Huskies have a very strong desire to run. His heritage has endowed him with the desire to run and his conformation has given him the ability to enjoy it effortlessly. But, one quick lope across a busy street could be the last run that he enjoys. Because of this, we strongly urge that no Siberian Husky ever be allowed unrestrained freedom. Instead, for his own protection, he should be confined or under control at all times. Sufficient exercise for proper development and well-being may be obtained on a leash, in a large enclosure, or best of all, in harness. Many Huskies run away from home and end up in shelters, so make sure that your dog cannot escape from your property.

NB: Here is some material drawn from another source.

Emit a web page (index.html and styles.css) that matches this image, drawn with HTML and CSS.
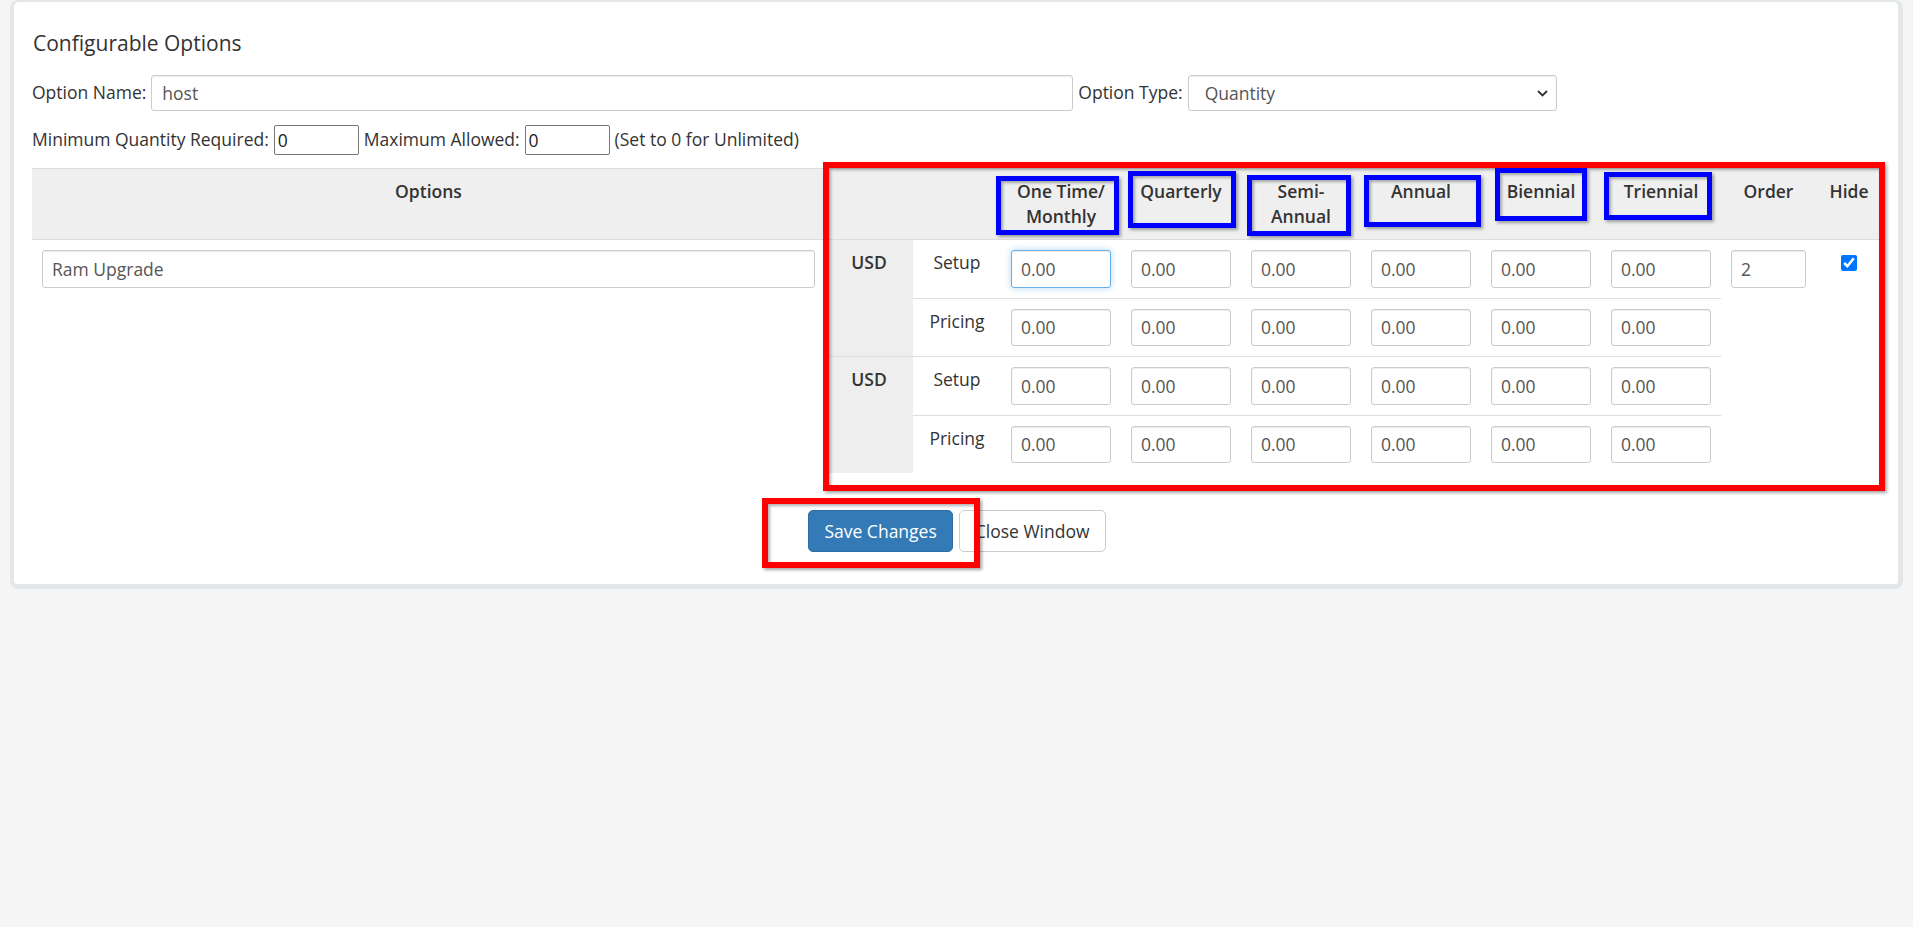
FILE: index.html
```html
<!DOCTYPE html>
<html lang="en">
<head>
    <meta charset="UTF-8">
    <meta name="viewport" content="width=device-width, initial-scale=1.0">
    <title>Configurable Options</title>
    <link rel="stylesheet" href="styles.css">
</head>
<body>
    <div class="card">
        <h2 class="card-title">Configurable Options</h2>

        <div class="form-row">
            <label>Option Name:</label>
            <input type="text" class="form-control name-input" value="host">
            <label>Option Type:</label>
            <div class="select-wrap">
                <select class="form-control type-select">
                    <option>Quantity</option>
                </select>
                <svg class="chevron" width="11" height="7" viewBox="0 0 11 7"><path d="M1 1l4.5 4.5L10 1" fill="none" stroke="#333" stroke-width="1.8"/></svg>
            </div>
        </div>

        <div class="form-row qty-row">
            <label>Minimum Quantity Required:</label>
            <input type="text" class="plain-input" value="0">
            <label>Maximum Allowed:</label>
            <input type="text" class="plain-input" value="0">
            <span>(Set to 0 for Unlimited)</span>
        </div>

        <table class="options-table">
            <colgroup>
                <col style="width: 793px">
                <col style="width: 88px">
                <col style="width: 88px">
                <col style="width: 120px">
                <col style="width: 120px">
                <col style="width: 120px">
                <col style="width: 120px">
                <col style="width: 120px">
                <col style="width: 120px">
                <col style="width: 95px">
                <col style="width: 66px">
            </colgroup>
            <thead>
                <tr>
                    <th>Options</th>
                    <th></th>
                    <th></th>
                    <th>One Time/<br>Monthly</th>
                    <th>Quarterly</th>
                    <th>Semi-<br>Annual</th>
                    <th>Annual</th>
                    <th>Biennial</th>
                    <th>Triennial</th>
                    <th>Order</th>
                    <th>Hide</th>
                </tr>
            </thead>
            <tbody>
                <tr>
                    <td rowspan="4"><input type="text" class="form-control" value="Ram Upgrade"></td>
                    <td rowspan="2" class="currency">USD</td>
                    <td class="row-label">Setup</td>
                    <td><input type="text" class="form-control price-input focused" value="0.00"></td>
                    <td><input type="text" class="form-control price-input" value="0.00"></td>
                    <td><input type="text" class="form-control price-input" value="0.00"></td>
                    <td><input type="text" class="form-control price-input" value="0.00"></td>
                    <td><input type="text" class="form-control price-input" value="0.00"></td>
                    <td><input type="text" class="form-control price-input" value="0.00"></td>
                    <td rowspan="4"><input type="text" class="form-control order-input" value="2"></td>
                    <td rowspan="4"><input type="checkbox" class="hide-check" checked></td>
                </tr>
                <tr>
                    <td class="row-label">Pricing</td>
                    <td><input type="text" class="form-control price-input" value="0.00"></td>
                    <td><input type="text" class="form-control price-input" value="0.00"></td>
                    <td><input type="text" class="form-control price-input" value="0.00"></td>
                    <td><input type="text" class="form-control price-input" value="0.00"></td>
                    <td><input type="text" class="form-control price-input" value="0.00"></td>
                    <td><input type="text" class="form-control price-input" value="0.00"></td>
                </tr>
                <tr>
                    <td rowspan="2" class="currency">USD</td>
                    <td class="row-label">Setup</td>
                    <td><input type="text" class="form-control price-input" value="0.00"></td>
                    <td><input type="text" class="form-control price-input" value="0.00"></td>
                    <td><input type="text" class="form-control price-input" value="0.00"></td>
                    <td><input type="text" class="form-control price-input" value="0.00"></td>
                    <td><input type="text" class="form-control price-input" value="0.00"></td>
                    <td><input type="text" class="form-control price-input" value="0.00"></td>
                </tr>
                <tr>
                    <td class="row-label">Pricing</td>
                    <td><input type="text" class="form-control price-input" value="0.00"></td>
                    <td><input type="text" class="form-control price-input" value="0.00"></td>
                    <td><input type="text" class="form-control price-input" value="0.00"></td>
                    <td><input type="text" class="form-control price-input" value="0.00"></td>
                    <td><input type="text" class="form-control price-input" value="0.00"></td>
                    <td><input type="text" class="form-control price-input" value="0.00"></td>
                </tr>
            </tbody>
        </table>

        <div class="actions">
            <button class="btn btn-primary">Save Changes</button>
            <button class="btn btn-default">Close Window</button>
        </div>
    </div>

    <!-- annotation marks drawn over the screenshot -->
    <div class="mark mark-red mark-pricing"></div>
    <div class="mark mark-red mark-save"></div>
    <div class="mark mark-blue mark-onetime"></div>
    <div class="mark mark-blue mark-quarterly"></div>
    <div class="mark mark-blue mark-semi"></div>
    <div class="mark mark-blue mark-annual"></div>
    <div class="mark mark-blue mark-biennial"></div>
    <div class="mark mark-blue mark-triennial"></div>
</body>
</html>
```

FILE: styles.css
```css
body {
    margin: 0;
    padding: 0 10px;
    background-color: #f5f5f5;
    font-family: 'Open Sans', 'Liberation Sans', sans-serif;
    font-size: 17.5px;
    line-height: 25px;
    color: #333;
}
.card {
    background: white;
    border: 4px solid #e3e7ea;
    border-top-width: 2px;
    border-right-width: 5px;
    border-bottom-width: 5px;
    border-radius: 8px;
    padding: 18px 16px 32px 18px;
}
.card-title {
    margin: 12px 0 19.5px 1px;
    font-size: 21px;
    font-weight: 400;
    line-height: 23px;
    color: #333;
}
.form-row {
    display: flex;
    align-items: center;
    gap: 5px;
    height: 36px;
}
.form-row label {
    white-space: nowrap;
}
.qty-row {
    height: 30px;
    margin-top: 14px;
}
.form-control {
    box-sizing: border-box;
    height: 36px;
    padding: 0 10px;
    border: 1px solid #ccc;
    border-radius: 3px;
    background: white;
    box-shadow: inset 0 1px 1px rgba(0, 0, 0, 0.075);
    font-family: inherit;
    font-size: 17.5px;
    color: #555;
    outline: none;
}
.name-input {
    width: 922px;
}
.select-wrap {
    position: relative;
}
.type-select {
    width: 369px;
    padding-left: 16px;
    appearance: none;
    -webkit-appearance: none;
}
.chevron {
    position: absolute;
    right: 9px;
    top: 15px;
}
.plain-input {
    box-sizing: border-box;
    width: 85px;
    height: 30px;
    padding: 1px 3px;
    border: 1px solid #767676;
    border-radius: 2px;
    font-family: inherit;
    font-size: 17.5px;
    color: #222;
}
.options-table {
    width: 1850px;
    margin-top: 13.5px;
    border-collapse: collapse;
    table-layout: fixed;
}
.options-table th {
    padding: 10px;
    background-color: #efefef;
    border-top: 1px solid #ddd;
    border-bottom: 1px solid #ddd;
    font-weight: 600;
    text-align: center;
    vertical-align: top;
}
.options-table td {
    padding: 10px;
    border-top: 1px solid #ddd;
    vertical-align: top;
}
.options-table td .form-control {
    width: 100%;
    height: 37.5px;
    padding: 0 9px;
}
.options-table .currency {
    background-color: #eee;
    font-weight: 600;
    text-align: center;
}
.options-table .row-label {
    text-align: center;
}
.options-table .focused {
    border-color: #66afe9;
    box-shadow: inset 0 1px 1px rgba(0, 0, 0, 0.075), 0 0 6px rgba(102, 175, 233, 0.5);
}
.hide-check {
    display: block;
    width: 16px;
    height: 16px;
    margin: 5px auto 0;
}
.actions {
    display: flex;
    justify-content: center;
    gap: 6px;
    margin-top: 37px;
}
.btn {
    padding: 7.5px 15px;
    border: 1px solid transparent;
    border-radius: 5px;
    font-family: inherit;
    font-size: 17.5px;
    line-height: 25px;
    cursor: pointer;
}
.btn-primary {
    background-color: #337ab7;
    border-color: #2e6da4;
    color: white;
}
.btn-default {
    background-color: white;
    border-color: #ccc;
    color: #333;
}
.mark {
    position: absolute;
    box-sizing: border-box;
    box-shadow: 2px 2px 3px rgba(0, 0, 0, 0.35), inset 2px 2px 3px rgba(0, 0, 0, 0.3);
    pointer-events: none;
}
.mark-red {
    border: 6px solid #ff0000;
}
.mark-blue {
    border: 5px solid #0000ff;
}
.mark-pricing { left: 823px; top: 162px; width: 1062px; height: 329px; }
.mark-save { left: 762px; top: 498px; width: 218px; height: 70px; }
.mark-onetime { left: 996px; top: 176px; width: 123px; height: 59px; }
.mark-quarterly { left: 1128px; top: 171px; width: 108px; height: 57px; }
.mark-semi { left: 1247px; top: 175px; width: 104px; height: 61px; }
.mark-annual { left: 1364px; top: 175px; width: 117px; height: 52px; }
.mark-biennial { left: 1495px; top: 168px; width: 92px; height: 53px; }
.mark-triennial { left: 1604px; top: 172px; width: 108px; height: 48px; }
```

Huskies can be prone to hip dysplasia, ectopy (displacement of the urethra), and eye issues such as juvenile cataracts. Although not usually recommended for apartments, they can live in apartments if well trained and properly exercised. Because of their heavy coats, these dogs prefer cool climates. One has to use common sense with respect to maintaining them in the heat by providing adequate shade and air conditioning. This breed prefers to live in packs, so it’s a good idea for your Husky to have a canine friend. Their life expectancy is 12 to 15 years.
Breed owner stories – A rescue named Skye
By Michéle Kruger
I was fostering for African Tails in 2012 when I was offered a four-month-old Husky puppy to foster. Skye was found wondering the streets at Century City. She was skin and bones, weighing only 7.3kg, and covered in fleas and ticks. I knew I had to help. When Skye arrived at our home, she had food aggression, was scared, had received no house training or knew what a lead was. Due to her lack of weight gain, I took Skye to the vet weekly, where she was diagnosed with Giardia and an intestinal problem. Life has changed so much for her over the past six months and, yes, I became a “foster failure”, meaning that I decided to keep her. Skye shares a home with two fur sisters (two cats), 14 fish and two young children, with whom she is brilliant. She is truly the most loving, gentle, amazing dog. Skye enjoys walking, playing, digging, chewing and singing. She even has her own special Hound Sleeper bed (plus four couches now) and a huge garden in which she can run to her heart’s content. She loves walks in The
Sanctuary Greenbelt, chasing the birds, digging for moles (she’s even been able to catch one), and mushing on the beautiful Sunrise Beach with her Husky family pack – 20 of them sometimes, which is truly a remarkable experience. Unconditional love, patience and understanding are what a rescue needs, and in return an unbreakable
bond between human and dog is formed, not for a few minutes or a few years, but for eternity.